Historic house in Michigan, United States

The Fountain–Bessac House, also known as the Fountain-Haeussler House, is a private house located at 102 W. Main Street in Manchester, Michigan. It was designated a Michigan State Historic Site in 1986 and listed on the National Register of Historic Places in 1988.

==History==
In 1842, flour mill owner Jacob (or Jabez) Fountain hired local builder William S. Carr to build what is now the first floor of this house. Fountain built the house in part to outshine the nearby house of banker John Kief. In 1850, Fountain moved into an even more opulent home, and sold the house to Dr. William Bessac. In 1853, Bessac added a second story; the Bessac family moved into the newly constructed second floor and Dr. Bessac used the first floor for his medical practice. Bessac died in 1885, and the house passed to his daughter Mary, and her husband, pharmacist George Haeussler. They lived in the house until George and then Mary died, after which ownership of the house passed to their son Raynor Haeussler.

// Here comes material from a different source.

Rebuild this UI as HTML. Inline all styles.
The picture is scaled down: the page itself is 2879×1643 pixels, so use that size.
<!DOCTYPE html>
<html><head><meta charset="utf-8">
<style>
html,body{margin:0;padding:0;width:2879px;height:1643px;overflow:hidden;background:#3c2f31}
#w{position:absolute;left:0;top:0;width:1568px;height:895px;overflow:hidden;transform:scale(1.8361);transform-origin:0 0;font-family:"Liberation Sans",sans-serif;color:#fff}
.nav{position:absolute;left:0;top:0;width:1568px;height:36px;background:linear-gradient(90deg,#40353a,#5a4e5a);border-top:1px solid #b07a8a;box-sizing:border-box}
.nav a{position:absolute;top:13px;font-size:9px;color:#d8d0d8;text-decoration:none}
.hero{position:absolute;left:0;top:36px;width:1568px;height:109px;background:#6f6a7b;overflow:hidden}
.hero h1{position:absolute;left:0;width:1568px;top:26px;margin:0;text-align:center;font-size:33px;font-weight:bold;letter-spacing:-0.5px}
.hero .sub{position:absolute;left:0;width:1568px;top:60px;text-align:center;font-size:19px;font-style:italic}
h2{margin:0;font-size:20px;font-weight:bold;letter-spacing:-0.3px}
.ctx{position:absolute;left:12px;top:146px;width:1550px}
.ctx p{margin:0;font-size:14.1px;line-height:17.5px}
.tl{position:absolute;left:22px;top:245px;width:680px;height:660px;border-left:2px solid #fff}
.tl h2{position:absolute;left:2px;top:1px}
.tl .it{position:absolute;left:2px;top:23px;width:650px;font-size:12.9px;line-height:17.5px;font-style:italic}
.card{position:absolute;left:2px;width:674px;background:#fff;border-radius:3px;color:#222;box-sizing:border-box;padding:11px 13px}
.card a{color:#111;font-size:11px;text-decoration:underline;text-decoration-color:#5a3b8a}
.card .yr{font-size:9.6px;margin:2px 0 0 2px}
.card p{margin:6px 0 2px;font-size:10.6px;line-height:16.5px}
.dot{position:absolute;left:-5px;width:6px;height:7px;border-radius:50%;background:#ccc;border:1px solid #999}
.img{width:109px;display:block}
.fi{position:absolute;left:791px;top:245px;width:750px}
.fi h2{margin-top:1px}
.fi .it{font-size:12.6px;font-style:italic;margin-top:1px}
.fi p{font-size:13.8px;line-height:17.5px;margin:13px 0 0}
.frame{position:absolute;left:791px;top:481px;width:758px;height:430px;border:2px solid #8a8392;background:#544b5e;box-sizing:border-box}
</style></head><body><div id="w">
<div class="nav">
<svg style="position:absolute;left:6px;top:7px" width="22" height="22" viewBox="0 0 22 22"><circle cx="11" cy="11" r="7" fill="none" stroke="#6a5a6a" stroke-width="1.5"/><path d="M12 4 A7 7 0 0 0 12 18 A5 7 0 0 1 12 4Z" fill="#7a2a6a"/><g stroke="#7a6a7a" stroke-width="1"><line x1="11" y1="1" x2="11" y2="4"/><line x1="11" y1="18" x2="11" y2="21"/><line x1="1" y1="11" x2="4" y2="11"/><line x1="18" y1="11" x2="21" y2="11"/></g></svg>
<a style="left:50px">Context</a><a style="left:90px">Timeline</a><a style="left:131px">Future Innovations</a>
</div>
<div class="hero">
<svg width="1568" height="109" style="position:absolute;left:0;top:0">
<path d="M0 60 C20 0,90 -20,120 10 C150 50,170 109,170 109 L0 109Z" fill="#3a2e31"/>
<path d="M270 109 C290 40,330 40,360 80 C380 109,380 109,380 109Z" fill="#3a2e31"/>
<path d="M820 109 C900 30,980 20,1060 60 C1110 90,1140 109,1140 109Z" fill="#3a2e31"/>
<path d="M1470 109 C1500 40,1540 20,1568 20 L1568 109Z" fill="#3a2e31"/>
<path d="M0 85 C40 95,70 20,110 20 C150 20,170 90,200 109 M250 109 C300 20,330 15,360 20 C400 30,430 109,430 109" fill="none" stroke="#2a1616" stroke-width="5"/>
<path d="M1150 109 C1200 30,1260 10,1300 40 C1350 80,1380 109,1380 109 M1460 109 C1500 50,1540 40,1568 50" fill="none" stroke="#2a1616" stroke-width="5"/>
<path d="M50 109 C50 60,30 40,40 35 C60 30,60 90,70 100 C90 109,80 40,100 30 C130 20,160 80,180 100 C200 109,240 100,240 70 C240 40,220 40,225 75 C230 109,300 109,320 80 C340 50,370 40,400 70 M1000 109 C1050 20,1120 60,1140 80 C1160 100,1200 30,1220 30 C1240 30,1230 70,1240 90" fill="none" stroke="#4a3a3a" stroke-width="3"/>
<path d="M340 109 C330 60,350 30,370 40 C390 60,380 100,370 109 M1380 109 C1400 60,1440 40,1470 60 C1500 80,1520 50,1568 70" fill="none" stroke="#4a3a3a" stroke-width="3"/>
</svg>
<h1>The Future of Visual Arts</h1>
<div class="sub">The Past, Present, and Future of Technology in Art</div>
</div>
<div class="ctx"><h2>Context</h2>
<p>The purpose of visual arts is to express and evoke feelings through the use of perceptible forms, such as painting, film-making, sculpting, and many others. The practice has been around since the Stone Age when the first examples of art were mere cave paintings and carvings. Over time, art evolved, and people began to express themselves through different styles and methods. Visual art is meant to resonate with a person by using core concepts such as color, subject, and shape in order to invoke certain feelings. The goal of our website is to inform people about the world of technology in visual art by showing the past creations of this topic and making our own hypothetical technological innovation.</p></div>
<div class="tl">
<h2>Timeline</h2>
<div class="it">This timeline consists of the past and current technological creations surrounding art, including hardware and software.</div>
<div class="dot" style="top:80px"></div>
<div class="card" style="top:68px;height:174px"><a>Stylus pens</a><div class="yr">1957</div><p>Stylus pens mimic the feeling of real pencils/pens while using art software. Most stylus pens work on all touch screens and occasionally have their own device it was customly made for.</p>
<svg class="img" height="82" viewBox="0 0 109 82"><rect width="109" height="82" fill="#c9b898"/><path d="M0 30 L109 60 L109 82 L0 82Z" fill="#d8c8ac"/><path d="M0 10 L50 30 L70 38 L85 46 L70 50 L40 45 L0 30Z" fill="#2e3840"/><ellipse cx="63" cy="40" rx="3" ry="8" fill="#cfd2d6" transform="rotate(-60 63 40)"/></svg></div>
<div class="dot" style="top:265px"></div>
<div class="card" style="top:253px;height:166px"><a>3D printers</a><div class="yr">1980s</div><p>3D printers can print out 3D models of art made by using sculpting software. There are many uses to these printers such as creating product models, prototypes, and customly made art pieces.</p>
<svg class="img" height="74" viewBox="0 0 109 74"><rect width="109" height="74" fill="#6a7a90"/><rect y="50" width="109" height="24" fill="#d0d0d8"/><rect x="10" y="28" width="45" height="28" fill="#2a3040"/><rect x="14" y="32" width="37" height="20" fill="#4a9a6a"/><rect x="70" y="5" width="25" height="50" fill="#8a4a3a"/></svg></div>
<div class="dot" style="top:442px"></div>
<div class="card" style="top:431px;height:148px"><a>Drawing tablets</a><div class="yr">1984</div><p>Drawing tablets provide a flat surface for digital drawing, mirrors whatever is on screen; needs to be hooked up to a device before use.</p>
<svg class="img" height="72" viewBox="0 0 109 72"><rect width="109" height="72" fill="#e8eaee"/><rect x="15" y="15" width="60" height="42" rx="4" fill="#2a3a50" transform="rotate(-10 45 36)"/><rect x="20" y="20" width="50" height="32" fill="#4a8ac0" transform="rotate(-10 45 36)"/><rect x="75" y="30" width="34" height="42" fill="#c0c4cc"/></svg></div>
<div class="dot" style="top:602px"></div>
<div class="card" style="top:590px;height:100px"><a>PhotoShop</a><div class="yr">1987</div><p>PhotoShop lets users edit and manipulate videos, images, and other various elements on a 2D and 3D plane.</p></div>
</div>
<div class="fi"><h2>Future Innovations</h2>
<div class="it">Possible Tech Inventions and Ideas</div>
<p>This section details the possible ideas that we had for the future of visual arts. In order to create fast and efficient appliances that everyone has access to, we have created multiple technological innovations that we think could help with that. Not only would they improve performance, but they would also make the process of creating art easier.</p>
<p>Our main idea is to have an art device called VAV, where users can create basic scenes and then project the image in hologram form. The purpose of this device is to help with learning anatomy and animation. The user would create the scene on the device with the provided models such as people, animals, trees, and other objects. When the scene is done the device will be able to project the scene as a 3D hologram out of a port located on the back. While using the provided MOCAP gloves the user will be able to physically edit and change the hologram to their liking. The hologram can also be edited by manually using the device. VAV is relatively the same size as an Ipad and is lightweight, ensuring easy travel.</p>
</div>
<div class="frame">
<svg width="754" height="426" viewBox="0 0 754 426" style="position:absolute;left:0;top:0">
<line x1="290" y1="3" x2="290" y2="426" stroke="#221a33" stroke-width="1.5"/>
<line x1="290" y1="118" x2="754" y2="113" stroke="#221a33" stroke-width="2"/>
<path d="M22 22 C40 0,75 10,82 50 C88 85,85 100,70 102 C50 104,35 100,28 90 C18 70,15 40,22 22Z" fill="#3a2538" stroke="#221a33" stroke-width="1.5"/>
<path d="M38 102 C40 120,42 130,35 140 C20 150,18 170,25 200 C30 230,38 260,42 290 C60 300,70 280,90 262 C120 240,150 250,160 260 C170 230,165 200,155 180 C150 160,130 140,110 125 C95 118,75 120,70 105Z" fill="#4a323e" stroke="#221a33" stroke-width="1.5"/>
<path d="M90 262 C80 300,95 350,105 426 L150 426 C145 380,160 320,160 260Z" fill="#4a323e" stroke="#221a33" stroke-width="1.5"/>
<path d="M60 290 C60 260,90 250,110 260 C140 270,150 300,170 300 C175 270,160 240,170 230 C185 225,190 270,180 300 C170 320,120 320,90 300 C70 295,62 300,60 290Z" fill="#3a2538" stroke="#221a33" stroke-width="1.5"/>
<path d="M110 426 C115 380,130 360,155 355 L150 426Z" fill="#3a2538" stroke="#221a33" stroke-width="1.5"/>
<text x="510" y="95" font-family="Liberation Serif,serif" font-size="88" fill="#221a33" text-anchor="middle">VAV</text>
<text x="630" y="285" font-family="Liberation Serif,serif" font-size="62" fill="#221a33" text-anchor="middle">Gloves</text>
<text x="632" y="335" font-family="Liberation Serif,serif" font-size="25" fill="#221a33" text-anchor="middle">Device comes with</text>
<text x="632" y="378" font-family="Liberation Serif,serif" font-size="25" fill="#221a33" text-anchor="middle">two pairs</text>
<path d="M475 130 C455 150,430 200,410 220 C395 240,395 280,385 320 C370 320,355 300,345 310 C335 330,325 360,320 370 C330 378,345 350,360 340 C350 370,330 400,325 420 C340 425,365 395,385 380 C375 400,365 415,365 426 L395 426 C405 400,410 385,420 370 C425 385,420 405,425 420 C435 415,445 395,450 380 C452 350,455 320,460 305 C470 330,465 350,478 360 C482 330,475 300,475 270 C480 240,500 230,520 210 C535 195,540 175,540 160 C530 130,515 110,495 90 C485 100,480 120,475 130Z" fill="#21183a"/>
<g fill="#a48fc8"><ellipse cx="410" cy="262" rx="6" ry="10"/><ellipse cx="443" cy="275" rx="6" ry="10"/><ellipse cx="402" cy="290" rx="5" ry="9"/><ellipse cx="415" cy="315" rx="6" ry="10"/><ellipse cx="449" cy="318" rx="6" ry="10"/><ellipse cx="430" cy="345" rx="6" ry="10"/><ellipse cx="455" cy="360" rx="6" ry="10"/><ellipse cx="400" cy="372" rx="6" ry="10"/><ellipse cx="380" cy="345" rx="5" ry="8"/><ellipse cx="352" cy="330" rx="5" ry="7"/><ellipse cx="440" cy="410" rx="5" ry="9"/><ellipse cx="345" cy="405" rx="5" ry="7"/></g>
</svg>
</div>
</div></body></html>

By 1947, the house had been either vacant or rented for some years, and Raynor Haeussler sold it to potato farmers Mary and Tom Walton. In 1949–50, the Waltons hired Emil Lorch, dean emeritus of the University of Michigan School of Architecture, to renovate and update the building. They added a garage and breezeway to the rear of the house. The Waltons sold the house to Katharine McKibben in 1990.

==Description==
The Fountain–Bessac House is a two-story frame structure with a symmetrical facade. The two stages of construction are clearly visible in this structure. The 1842 first floor is of a Greek Revival design, with a five-bay front facade and a portico stretching the width of the house. The pyramidal roof of the first floor segues to a smaller second story set back from the first, designed in an Italian Villa style with a smaller three-bay facade. The second floor also has a pyramidal roof, which is capped by a cupola at the top of the house. The stepped configuration of the first floor, second floor, and cupola has drawn comparisons to a wedding cake. A more modern garage and breezeway is attached to the rear of the house.